* **Problem**
Report every line from the material that contains the word "React".
-------- Records for this exercise
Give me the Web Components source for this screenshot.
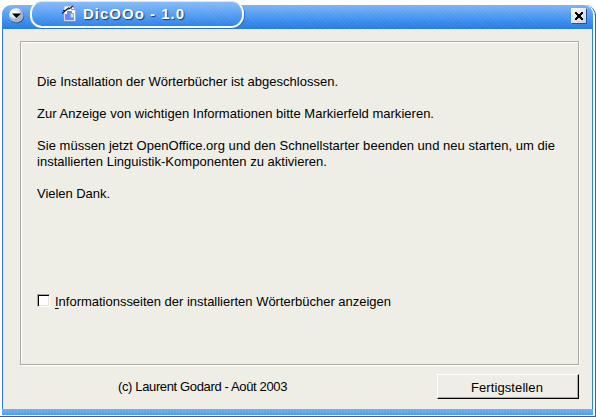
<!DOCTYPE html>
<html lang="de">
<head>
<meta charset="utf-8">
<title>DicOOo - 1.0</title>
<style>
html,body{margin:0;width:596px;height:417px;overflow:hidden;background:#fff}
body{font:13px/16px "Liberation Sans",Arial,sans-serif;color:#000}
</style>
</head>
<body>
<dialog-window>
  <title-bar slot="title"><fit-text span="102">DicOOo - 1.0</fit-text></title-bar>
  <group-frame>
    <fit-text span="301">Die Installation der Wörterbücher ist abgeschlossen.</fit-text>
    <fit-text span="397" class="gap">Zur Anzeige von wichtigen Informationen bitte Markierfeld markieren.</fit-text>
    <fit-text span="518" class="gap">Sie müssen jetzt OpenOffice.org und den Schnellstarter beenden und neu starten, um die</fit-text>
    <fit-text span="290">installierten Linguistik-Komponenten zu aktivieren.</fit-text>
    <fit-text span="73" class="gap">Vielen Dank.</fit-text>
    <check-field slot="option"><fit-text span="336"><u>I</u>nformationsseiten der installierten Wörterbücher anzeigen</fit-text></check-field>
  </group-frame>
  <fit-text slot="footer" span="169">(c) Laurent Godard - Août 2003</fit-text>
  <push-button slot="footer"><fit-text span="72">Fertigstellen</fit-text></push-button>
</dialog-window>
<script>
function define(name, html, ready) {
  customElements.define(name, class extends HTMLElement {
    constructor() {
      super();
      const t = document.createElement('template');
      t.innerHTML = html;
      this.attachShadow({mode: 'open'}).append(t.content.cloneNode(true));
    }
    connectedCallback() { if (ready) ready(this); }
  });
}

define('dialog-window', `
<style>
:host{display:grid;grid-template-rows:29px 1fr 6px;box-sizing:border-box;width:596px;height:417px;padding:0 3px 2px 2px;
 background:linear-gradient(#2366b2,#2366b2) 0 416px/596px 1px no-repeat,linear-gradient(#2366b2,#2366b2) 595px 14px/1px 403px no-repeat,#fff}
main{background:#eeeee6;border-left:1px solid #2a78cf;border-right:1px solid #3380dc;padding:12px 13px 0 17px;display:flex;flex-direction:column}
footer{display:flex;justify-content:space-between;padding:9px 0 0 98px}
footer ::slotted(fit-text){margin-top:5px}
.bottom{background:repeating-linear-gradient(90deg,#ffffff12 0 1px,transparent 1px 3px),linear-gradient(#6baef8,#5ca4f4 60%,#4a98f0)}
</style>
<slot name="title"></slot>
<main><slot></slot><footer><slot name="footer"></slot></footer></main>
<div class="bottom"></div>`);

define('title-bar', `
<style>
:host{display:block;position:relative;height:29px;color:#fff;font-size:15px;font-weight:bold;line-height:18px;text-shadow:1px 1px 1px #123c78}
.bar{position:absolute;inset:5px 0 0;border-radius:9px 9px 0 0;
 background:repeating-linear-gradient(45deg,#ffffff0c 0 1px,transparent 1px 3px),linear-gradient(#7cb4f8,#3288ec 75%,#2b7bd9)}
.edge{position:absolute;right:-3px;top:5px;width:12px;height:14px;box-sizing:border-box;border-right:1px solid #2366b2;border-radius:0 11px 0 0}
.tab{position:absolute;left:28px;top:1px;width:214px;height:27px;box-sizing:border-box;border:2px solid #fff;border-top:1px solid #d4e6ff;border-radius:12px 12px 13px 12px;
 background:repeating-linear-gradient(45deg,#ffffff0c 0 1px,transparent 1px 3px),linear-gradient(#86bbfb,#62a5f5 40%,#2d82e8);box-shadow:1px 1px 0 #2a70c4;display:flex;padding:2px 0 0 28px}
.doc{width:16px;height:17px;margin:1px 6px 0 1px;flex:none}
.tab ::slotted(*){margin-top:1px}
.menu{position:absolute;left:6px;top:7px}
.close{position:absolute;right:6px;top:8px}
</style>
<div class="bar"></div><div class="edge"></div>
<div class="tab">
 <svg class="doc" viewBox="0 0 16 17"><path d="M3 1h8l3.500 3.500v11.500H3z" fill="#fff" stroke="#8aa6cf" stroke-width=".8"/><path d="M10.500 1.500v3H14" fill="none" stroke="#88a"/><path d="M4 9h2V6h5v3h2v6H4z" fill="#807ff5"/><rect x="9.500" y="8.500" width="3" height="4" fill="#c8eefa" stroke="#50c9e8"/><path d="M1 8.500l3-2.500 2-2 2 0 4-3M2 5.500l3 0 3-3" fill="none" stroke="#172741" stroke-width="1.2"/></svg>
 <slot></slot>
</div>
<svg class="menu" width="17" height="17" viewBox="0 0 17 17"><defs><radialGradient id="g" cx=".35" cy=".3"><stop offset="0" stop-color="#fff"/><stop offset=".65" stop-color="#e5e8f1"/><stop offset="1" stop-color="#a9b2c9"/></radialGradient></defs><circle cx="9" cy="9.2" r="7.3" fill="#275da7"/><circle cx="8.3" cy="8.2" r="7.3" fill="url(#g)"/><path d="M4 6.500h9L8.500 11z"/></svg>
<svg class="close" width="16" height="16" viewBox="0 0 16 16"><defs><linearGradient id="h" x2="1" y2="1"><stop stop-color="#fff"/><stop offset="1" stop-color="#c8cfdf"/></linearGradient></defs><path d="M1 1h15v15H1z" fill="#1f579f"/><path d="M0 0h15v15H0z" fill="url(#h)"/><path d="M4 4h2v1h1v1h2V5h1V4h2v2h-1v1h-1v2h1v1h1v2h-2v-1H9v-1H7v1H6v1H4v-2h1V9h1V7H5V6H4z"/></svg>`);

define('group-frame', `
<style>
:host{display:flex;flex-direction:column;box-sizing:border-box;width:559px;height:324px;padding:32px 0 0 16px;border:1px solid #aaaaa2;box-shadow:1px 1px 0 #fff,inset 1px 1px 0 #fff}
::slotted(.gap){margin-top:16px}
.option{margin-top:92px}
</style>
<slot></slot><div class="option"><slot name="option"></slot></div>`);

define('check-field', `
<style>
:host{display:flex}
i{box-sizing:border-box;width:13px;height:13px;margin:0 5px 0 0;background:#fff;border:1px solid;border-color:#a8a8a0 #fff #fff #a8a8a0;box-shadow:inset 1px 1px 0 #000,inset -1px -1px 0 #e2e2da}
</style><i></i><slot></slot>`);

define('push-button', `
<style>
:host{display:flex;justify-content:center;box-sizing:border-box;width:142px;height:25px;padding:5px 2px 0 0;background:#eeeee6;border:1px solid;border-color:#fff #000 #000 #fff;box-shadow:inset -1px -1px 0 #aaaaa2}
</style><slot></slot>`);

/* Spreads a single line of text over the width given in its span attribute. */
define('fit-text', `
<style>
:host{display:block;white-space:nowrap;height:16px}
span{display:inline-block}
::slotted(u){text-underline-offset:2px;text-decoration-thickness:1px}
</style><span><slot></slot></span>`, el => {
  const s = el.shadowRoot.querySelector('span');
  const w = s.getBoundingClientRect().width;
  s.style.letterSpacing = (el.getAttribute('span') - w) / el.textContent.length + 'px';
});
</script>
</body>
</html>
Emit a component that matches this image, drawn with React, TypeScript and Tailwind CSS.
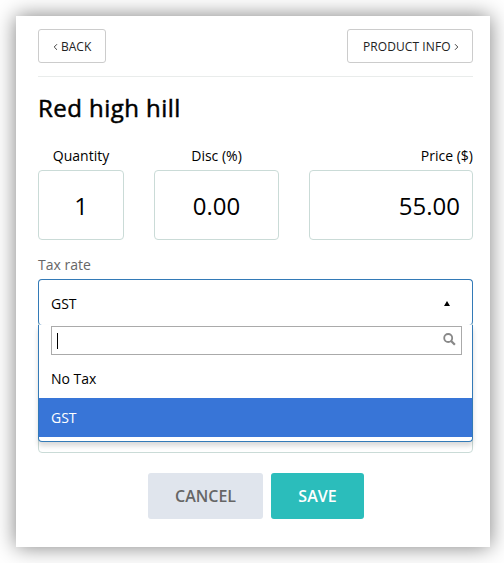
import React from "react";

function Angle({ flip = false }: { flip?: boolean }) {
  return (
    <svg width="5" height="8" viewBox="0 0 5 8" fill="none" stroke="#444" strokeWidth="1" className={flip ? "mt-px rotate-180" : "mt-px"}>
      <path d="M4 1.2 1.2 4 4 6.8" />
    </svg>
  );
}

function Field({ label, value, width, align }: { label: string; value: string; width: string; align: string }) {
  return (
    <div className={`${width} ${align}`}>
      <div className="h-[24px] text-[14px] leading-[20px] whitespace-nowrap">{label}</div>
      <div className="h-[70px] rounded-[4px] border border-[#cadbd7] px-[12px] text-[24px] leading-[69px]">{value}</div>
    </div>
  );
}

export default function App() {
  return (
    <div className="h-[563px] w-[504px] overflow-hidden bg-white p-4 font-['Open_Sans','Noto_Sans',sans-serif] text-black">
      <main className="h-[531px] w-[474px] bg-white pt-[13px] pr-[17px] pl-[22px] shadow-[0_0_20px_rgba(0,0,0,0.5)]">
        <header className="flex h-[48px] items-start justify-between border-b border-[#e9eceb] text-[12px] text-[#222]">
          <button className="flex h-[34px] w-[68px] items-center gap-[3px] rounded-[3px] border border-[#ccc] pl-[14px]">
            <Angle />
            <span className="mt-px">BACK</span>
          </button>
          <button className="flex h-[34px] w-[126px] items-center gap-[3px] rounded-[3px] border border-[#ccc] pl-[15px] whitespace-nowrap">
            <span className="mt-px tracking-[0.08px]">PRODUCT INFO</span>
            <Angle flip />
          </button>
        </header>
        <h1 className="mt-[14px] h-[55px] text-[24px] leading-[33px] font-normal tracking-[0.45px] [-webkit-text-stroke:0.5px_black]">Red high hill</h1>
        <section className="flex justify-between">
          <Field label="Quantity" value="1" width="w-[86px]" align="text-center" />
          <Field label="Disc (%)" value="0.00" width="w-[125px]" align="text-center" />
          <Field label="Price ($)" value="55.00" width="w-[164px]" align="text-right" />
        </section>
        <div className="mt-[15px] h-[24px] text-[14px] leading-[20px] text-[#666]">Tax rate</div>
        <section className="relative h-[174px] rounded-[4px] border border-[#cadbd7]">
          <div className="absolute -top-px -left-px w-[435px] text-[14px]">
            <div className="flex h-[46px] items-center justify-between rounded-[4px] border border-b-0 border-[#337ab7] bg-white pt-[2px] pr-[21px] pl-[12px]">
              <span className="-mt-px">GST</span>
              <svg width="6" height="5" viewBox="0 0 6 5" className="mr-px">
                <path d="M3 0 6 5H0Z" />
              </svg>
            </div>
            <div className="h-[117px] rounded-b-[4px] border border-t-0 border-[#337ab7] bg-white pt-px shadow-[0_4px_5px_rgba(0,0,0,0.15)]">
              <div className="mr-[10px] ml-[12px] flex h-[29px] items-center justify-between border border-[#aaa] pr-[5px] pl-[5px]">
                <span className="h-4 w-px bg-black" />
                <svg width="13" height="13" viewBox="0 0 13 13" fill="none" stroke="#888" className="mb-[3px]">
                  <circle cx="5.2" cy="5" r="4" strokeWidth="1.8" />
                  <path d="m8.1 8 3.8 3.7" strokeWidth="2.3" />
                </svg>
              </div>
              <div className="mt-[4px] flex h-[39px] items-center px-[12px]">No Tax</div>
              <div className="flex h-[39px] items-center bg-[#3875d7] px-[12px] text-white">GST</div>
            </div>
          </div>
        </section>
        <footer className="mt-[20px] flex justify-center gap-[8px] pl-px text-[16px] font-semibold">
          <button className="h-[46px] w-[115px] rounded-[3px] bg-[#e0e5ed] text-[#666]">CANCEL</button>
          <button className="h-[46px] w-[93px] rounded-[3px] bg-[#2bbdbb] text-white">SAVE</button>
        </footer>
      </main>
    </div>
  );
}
----------------
* **Solved exercise**
Emit a component that matches this image, drawn with React, TypeScript and Tailwind CSS.
import React from "react";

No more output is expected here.